Tonight, I'm guest programming 4 films on Turner Classic Movies. And talking about 'em.

I could not be more excited or nervous or proud to be doing this. I still can't believe there's a 24-hour, commercial-free cable channel that does nothing but unspool classic, obscure, challenging and orphaned movies the way TCM does. They're the closest thing we have to a "National New Beverly Cinema."  

The whole thing kicks off at 8pm with Kind Hearts and Coronets, Robert Hamer's acidic, unapologetic comedy about, essentially, a serial killer. A charming, heartbroken, and well-dressed serial killer, but a non-stop murder-dog all the same. And you root for him, from the first moment you see him. Before Hannibal Lecter, before Edmund Blackadder, and before Antonio Salieri there was Dennis Price's Louis Mazzini, slicing his way through all eight members of the ghastly D'Ascoyne family, all played brilliantly by Alex Guinness. AND WHAT HAPPENS AFTER THAT MADDENING, FINAL SHOT? What choice gets made?  It's an ongoing debate amongst cinephiles. I'm sorry you're about to get dragged into it.

Then I'm showing 3:10 to Yuma -- not the excellent 2007 remake, but the flawless 1957 original. Based on an Elmore Leonard short story, it's a tense, 90-minute seduction between a silky Glenn Ford and a confused, curious (?) Van Heflin. Could YOU resist a denim-clad Glenn Ford, sprawled on a four-poster bed in the bridal suite? And how did Glenn Ford NOT get an Oscar nomination for his performance?

After that I'm premiering, for the first time on TCM, two movies from the Film Movement collection. The first is called The Wind Journeys -- and yes, it SHOULD have been titled The Devil's Accordion, but fine. Shot in Northern Columbia, I've never seen a more gorgeous, begging-to-be-video-wallpaper movie in my life. The plot is deceptively simple. A man -- a juglar, or wandering troubadour -- believes he is in possession of the devil's accordion. Now that his wife has died he must return it to its owner to be free of the curse. So off he goes. I mean, there's no way he ACTUALLY possesses the devil's accordion, right? It's just silly folk superstition, right? Watch and see. Funny, sinister, and, again, gorgeous. Eye-melting.  

And, finally, there's Aaltra. A 2004 Belgian comedy about two horrible assholes who, after a farming combine accident, become paraplegics and even BIGGER assholes. They travel across Europe to sue the farming equipment company. And you're either going to laugh your ass off watching it -- the way I did -- or scratch your head and get really angry with me. The blackest and funniest of black comedies.

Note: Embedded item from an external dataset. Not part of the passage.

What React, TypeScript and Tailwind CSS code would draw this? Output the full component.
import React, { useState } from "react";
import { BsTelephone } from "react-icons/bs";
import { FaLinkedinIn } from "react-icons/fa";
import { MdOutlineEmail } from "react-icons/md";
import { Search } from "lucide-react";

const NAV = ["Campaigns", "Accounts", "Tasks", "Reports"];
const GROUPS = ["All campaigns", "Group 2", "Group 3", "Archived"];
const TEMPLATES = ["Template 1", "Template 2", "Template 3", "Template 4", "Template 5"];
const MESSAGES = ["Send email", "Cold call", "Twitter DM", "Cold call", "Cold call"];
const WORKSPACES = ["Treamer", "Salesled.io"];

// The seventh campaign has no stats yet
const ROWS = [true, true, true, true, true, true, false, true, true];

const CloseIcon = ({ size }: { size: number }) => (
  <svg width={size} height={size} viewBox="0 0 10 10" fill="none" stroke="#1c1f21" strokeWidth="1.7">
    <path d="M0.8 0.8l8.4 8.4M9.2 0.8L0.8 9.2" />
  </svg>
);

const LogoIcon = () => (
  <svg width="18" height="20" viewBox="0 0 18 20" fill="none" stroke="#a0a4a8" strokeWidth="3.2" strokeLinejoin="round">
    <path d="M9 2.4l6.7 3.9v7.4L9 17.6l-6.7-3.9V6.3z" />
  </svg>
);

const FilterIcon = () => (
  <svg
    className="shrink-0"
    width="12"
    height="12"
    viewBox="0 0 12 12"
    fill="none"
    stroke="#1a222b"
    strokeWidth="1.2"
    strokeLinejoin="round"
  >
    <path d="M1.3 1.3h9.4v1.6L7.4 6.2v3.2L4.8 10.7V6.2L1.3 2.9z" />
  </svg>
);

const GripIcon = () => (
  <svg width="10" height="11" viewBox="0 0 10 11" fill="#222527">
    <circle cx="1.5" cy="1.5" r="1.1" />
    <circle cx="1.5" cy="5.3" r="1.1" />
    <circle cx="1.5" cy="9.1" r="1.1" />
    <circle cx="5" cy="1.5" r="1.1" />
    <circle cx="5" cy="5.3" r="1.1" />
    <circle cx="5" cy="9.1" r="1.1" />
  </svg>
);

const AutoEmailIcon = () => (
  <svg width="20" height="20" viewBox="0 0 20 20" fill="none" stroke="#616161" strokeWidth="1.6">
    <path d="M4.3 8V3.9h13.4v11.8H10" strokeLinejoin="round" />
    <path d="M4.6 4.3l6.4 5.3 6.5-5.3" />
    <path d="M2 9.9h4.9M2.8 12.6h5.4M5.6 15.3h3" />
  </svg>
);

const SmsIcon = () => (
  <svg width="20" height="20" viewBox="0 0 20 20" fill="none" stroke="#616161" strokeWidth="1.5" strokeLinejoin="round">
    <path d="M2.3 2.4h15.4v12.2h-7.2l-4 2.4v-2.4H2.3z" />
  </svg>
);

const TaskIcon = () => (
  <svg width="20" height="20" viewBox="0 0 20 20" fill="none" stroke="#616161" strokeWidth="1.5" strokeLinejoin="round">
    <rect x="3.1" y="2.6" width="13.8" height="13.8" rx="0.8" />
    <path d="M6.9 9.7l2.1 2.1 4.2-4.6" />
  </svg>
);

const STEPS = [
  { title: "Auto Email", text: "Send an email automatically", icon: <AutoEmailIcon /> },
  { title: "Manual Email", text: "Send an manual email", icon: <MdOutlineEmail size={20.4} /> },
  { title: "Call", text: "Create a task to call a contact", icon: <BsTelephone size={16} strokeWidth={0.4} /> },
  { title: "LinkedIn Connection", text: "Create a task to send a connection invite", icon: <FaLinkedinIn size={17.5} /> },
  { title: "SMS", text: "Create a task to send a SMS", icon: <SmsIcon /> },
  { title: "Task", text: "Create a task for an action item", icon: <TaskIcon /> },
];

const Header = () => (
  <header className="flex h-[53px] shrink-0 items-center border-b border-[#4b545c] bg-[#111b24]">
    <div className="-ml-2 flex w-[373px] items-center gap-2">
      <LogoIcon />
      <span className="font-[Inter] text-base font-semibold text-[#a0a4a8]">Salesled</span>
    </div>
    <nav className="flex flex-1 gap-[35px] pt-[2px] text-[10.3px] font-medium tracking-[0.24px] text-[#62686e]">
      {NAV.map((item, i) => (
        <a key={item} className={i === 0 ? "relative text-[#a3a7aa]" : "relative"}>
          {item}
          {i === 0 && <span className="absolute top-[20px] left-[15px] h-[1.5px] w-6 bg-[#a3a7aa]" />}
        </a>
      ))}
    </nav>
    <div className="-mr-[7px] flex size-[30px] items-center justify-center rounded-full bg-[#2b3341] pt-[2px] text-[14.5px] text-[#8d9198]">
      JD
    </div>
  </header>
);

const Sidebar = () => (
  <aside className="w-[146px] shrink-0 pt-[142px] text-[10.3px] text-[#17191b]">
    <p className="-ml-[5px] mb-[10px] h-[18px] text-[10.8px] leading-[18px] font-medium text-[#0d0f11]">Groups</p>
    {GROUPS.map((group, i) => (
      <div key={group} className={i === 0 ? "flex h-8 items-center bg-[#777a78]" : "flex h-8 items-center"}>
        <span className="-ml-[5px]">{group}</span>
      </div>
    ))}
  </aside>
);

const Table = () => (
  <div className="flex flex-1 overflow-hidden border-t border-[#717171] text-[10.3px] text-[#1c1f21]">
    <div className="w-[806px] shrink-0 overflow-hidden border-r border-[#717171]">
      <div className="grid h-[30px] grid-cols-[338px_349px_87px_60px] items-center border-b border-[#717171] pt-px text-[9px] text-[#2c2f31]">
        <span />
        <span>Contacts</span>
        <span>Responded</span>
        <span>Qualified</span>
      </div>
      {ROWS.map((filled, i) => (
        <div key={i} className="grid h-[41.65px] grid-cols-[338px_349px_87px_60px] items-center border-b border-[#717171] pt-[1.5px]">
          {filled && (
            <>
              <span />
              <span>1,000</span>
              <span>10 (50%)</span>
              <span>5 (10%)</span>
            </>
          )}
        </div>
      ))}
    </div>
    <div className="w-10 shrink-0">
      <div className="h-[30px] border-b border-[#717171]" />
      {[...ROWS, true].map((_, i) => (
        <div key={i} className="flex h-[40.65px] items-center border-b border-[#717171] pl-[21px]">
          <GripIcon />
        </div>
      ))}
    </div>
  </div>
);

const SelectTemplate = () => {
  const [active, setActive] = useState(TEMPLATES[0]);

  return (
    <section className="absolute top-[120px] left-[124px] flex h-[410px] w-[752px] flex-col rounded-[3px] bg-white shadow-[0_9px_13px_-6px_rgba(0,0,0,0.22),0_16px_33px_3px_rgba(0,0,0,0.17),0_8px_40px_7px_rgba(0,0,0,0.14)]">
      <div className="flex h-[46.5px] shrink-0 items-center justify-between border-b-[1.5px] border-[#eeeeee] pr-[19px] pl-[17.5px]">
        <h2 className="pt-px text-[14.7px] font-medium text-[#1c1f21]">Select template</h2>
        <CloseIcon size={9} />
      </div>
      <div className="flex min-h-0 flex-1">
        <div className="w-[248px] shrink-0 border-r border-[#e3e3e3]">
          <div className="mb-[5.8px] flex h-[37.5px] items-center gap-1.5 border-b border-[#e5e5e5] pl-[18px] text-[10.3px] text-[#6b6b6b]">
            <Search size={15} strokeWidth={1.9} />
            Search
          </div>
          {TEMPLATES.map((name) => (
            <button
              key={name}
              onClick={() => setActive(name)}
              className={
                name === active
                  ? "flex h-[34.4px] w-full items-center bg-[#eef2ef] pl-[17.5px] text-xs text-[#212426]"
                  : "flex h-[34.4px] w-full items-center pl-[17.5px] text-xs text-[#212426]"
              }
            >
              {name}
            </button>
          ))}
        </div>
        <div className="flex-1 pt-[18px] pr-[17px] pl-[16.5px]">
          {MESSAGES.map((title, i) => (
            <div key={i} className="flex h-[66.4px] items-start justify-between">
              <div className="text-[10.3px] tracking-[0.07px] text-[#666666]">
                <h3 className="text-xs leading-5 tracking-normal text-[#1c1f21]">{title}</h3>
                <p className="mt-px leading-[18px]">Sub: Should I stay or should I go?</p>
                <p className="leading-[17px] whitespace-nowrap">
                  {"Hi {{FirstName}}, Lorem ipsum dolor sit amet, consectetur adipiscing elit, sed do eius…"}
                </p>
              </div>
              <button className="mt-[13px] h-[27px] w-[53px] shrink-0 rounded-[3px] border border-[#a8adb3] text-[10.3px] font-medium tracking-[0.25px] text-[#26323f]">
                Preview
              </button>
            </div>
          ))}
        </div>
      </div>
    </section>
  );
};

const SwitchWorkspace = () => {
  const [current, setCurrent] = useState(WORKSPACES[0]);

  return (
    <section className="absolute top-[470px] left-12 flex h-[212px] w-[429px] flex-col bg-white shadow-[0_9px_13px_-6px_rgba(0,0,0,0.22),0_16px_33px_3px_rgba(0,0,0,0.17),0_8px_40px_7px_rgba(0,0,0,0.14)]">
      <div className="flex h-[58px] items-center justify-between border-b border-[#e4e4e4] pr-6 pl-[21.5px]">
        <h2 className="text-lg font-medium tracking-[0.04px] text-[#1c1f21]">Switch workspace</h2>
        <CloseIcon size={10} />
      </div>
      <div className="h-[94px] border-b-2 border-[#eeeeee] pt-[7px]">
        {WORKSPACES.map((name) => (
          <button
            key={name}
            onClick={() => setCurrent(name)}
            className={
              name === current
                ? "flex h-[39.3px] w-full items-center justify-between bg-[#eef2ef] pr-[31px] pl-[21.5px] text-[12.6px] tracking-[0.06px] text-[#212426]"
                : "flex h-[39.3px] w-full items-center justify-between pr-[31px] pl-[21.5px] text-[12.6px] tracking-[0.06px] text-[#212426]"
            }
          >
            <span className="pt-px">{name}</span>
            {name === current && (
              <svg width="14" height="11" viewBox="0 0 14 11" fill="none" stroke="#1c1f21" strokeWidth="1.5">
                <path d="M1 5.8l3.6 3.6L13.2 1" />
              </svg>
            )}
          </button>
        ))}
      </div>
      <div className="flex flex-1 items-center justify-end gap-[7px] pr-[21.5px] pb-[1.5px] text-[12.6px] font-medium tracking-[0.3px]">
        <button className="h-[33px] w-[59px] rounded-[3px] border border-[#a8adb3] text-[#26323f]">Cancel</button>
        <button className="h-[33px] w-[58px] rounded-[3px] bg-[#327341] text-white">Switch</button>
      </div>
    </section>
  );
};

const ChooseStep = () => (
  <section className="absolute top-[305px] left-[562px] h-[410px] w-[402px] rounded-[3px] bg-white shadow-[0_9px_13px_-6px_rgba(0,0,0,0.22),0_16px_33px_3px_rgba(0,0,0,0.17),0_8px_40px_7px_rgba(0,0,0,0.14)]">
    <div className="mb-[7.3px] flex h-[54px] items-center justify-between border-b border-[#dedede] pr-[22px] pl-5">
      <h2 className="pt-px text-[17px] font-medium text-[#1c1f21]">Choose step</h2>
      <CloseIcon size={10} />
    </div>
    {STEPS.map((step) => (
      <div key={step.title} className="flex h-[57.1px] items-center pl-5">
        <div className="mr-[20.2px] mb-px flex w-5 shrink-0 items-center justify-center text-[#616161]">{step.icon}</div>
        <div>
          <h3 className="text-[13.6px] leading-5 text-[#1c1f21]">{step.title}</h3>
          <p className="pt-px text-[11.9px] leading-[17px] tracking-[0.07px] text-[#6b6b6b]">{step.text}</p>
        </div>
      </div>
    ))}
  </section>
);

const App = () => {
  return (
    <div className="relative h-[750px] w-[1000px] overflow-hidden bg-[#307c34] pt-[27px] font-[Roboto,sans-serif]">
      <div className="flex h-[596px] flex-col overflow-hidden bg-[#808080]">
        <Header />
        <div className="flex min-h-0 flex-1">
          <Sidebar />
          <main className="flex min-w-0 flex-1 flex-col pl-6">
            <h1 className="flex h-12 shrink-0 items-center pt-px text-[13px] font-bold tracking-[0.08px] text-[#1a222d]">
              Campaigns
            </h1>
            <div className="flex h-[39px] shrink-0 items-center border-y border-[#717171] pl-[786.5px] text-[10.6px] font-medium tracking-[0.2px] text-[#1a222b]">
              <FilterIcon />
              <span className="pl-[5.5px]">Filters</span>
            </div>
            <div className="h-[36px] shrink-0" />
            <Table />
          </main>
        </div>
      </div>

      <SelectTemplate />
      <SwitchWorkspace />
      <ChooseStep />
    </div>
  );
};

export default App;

I hope you tune in. I hope you watch all four, plus Robert Osbourne and I running our traps about the movies, and what they mean. And watch Turner Classic Movies every chance you get. Re-watch a classic you've seen, and discover new angles and dimensions (you always will, I promise). Or give some obscure little movie a chance. But make sure TCM never goes off the air. It's a bulwark in the infrastructure of our consciousness. I know that sounds pretentious, but it's the rock-ribbed truth.